Well, says Moore, I never dated anyone that young without asking permission of their mothers first. How about not dating anyone who is underage? Did that ever occur to him?

Frankly, I find it nearly impossible to believe his protestations. Two of his accusers say they voted for Trump; others who know them attest that they have told their stories over the years but were afraid to stand up publicly against Moore because of his high position in government; many others in the community where he lives are now going public with his old habit of cruising the mall and restaurants, looking for teens to date.

The Republican party, cognizant that he is a drag on the image of the party, has largely abandoned him, and I don’t blame the leadership at all for doing so.

What pains me the most is the cavalcade of Christians who stand by Moore for no other reason than they are more attracted to the conspiracy theory he’s spinning than the actual facts that are coming out about his past.

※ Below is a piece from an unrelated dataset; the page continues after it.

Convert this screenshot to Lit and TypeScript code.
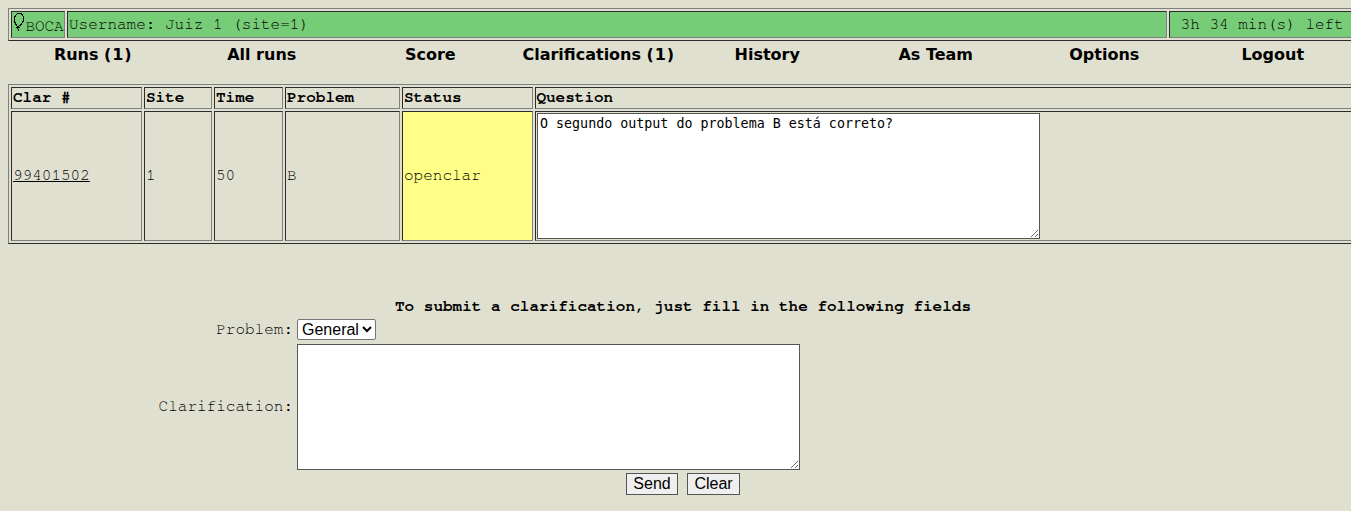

Well, I’m told, we all have things in our past. He’s changed. My response? First, one of the accusers, who was not one of the teens targeted, notes that her bad experience with him was in 1991, after Moore was married. Further, if he’s truly a new man in Christ, why not come clean and simply say that was his former self? No, he just sticks to the conspiracy story.

My biggest concern in this Moore controversy is that Christians come out of it with their integrity intact. I feel the same way about what is happening now as I did with Christians boarding the Trump train.

How much are we willing to put up with before we realize we are supposed to stand for righteousness?